Just like with academics, junior year is the most important year for volleyball athletes who want to compete at the next level. As of June 15 after your sophomore year, you’re allowed to communicate with coaches, so the floodgates are open and you will likely be speaking/texting/emailing with multiple coaches.
Also, the NCAA allows you to take both unofficial and official college visits after August 1 of your sophomore year, so this is a big priority for high school juniors.
Watch the video above and review the checklist to see what steps you should take to find a school that's a good fit for volleyball and academics.
- Have a positive and strong mindset! Work hard in the classroom, on the court and in your recruiting process to find a great fit. This is the most important year of the college volleyball recruiting process.
- Set yourself up for success. You did some preliminary work your freshman and sophomore years creating your target list, and you emailed coaches. They read your emails, watched your video, and, most likely, watched you play at tournaments ... even though they couldn’t communicate with you. If you’re just starting the recruiting process now, it’s OK. Review the freshman and sophomore checklists and jump in.
- Continue working through your target list. Arrange in your order of preference and communication level with the school. Keep track of all communication between you and the coaches. Touch base with them every 2-3 weeks.
- Give yourself another social media checkup. When college coaches are recruiting you, they will check your social media accounts. If they see things that shine a negative light (as stated in the freshman checklist), they may stop recruiting you.
- Attend camps the summer before your junior year. You probably already booked camps by June 15th, but you can still contact the coaches of the camps. It’s a great excuse to touch base. Ask these questions: Do they need your position in your grad year? Are they interested in you for their program? What is the offer on the table (full scholarship, partial, walk-on, etc)?
- Attend spring and winter college clinics and showcases. Many schools hold clinics to have more opportunities to see players in action. There are also recruiting showcases, which can be good too but can also get expensive. If you're attending a college clinic, make sure it's at a school you're interested in. Email them before the clinic to let coaches know you will be there and are excited.
- Take unofficial (and official) visits beginning August 1 before your junior year. Official visits (where the school pays) are usually later in the recruiting process, but unofficial visits are good to arrange with the coaches when there is interest on both sides. A great time to visit is during their fall college season or during spring practices. See if you can picture yourself there.
- When talking to a school about a scholarship offer, clarify the different types and what is covered. For example, is it full, partial, walk-on? Does it cover tuition for a fifth year, summer school tuition, medical expenses? Are there need-based and merit-based options available? Know this before you attend summer camps and/or take unofficial visits to be sure it’s OK for you and your family. Otherwise, you can gracefully pull out of camps and not visit because it’s not a fit in that respect. This process can be expensive, so each visit or camp needs to make sense. Coaches understand.

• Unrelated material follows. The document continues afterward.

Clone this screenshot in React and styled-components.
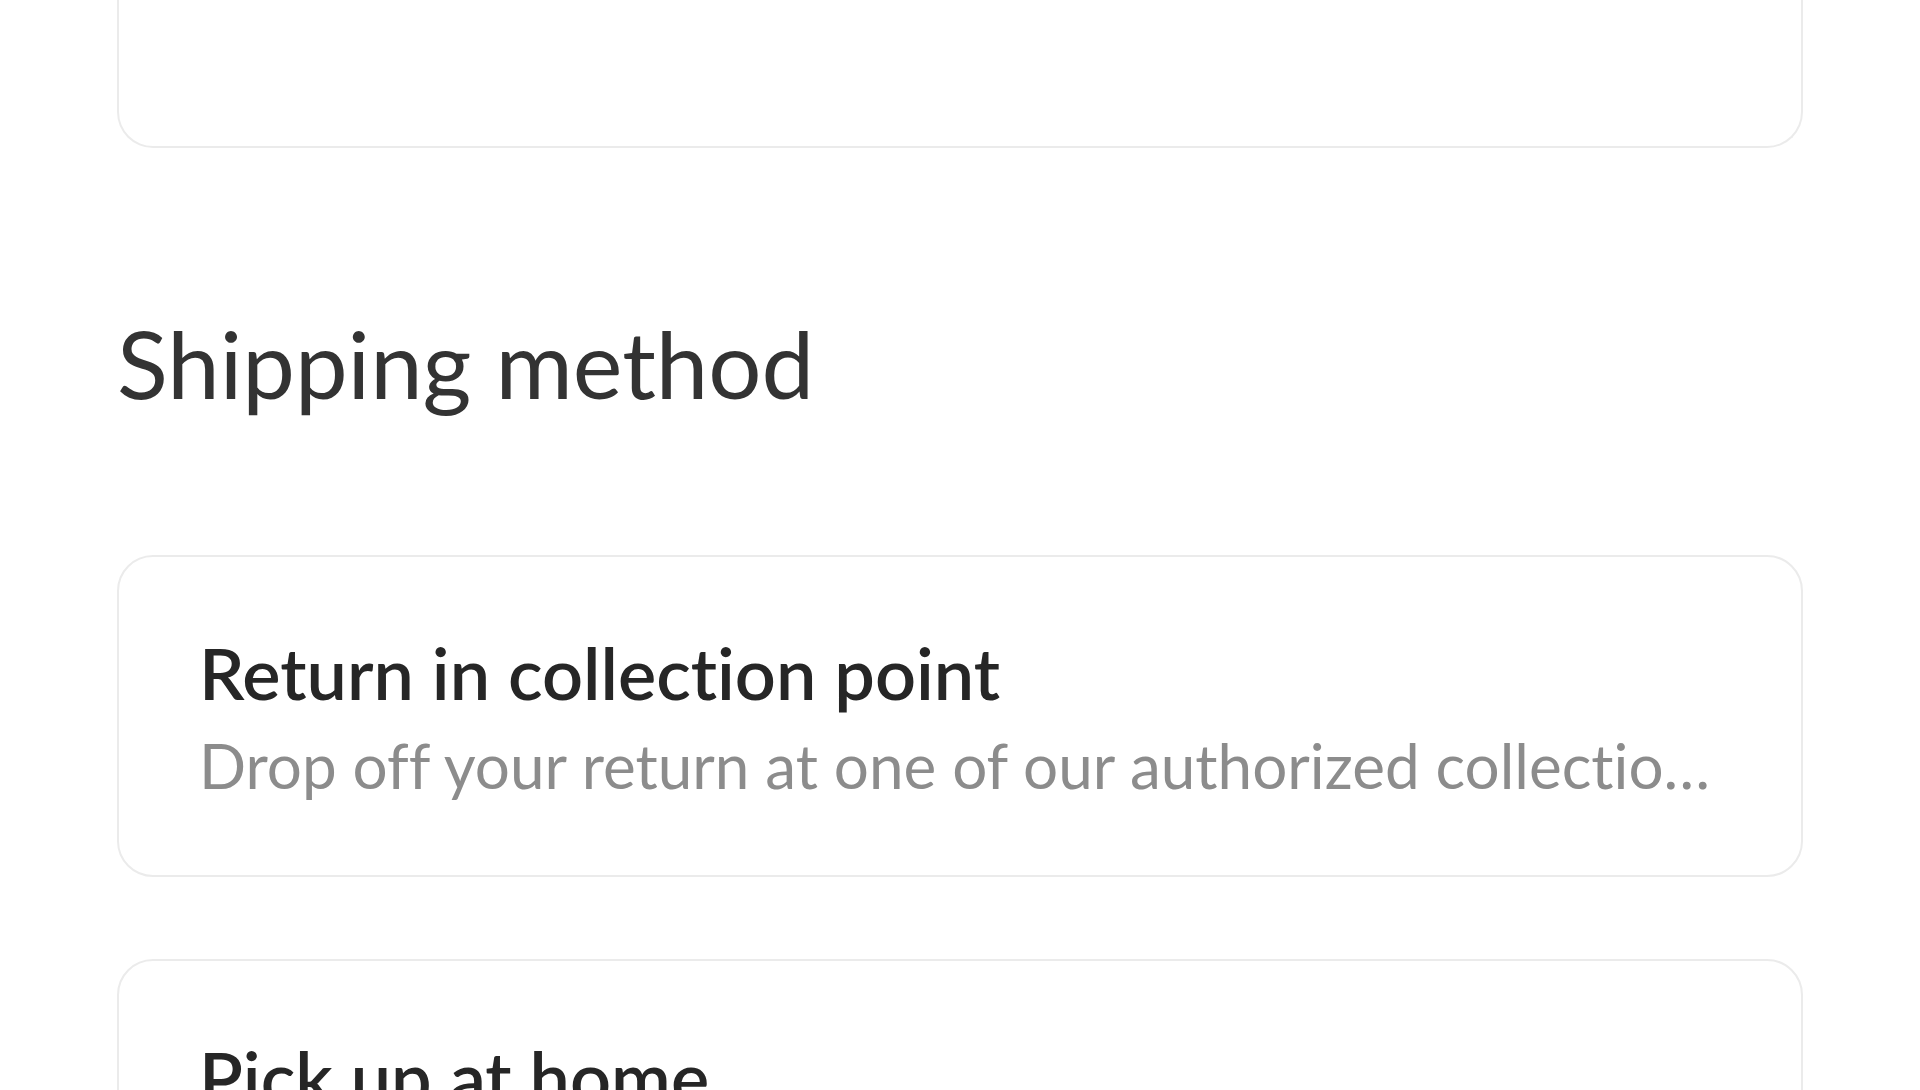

- Talk with coaches about where you stand on their list. This can be done in person during campus visits, on the phone, via email or text. This will help you narrow down your list.
- Understand the timeline for when the schools on your list want to make a decision. Are they in a rush, in no hurry, have an offer out to another player and you’re next on the list if she says no? If you have an offer on the table, your timeline speeds up, and they need to know that too.
- Stay in touch often, and learn as much as you can about the coaching staff, their philosophies and coaching style. Get to know them. Communication and learning is key. Talk to former players, if possible, to learn more about the coach and school. You will spend so much time with the coaches and your teammates, you will be miserable if it’s not a good fit in that area!
- Register with the NCAA Eligibility Center. You’ll eventually need to provide transcripts and test scores (after you take the SAT or ACT).
- Register to take the SAT/ACT. Once you get your scores back, you need to send them to the NCAA Eligibility Center. Coaches who you are talking back and forth to during the recruiting process will probably want these scores too.
- Stay focused on your classes, and keep your studies a high priority. Academics are very important your junior year. This is true for all college-bound students in general. For a student-athlete, your grades are an important consideration for coaches. If they don’t have to worry about your academics, they can focus on you as a person and a player. This will open up more college volleyball opportunities for you.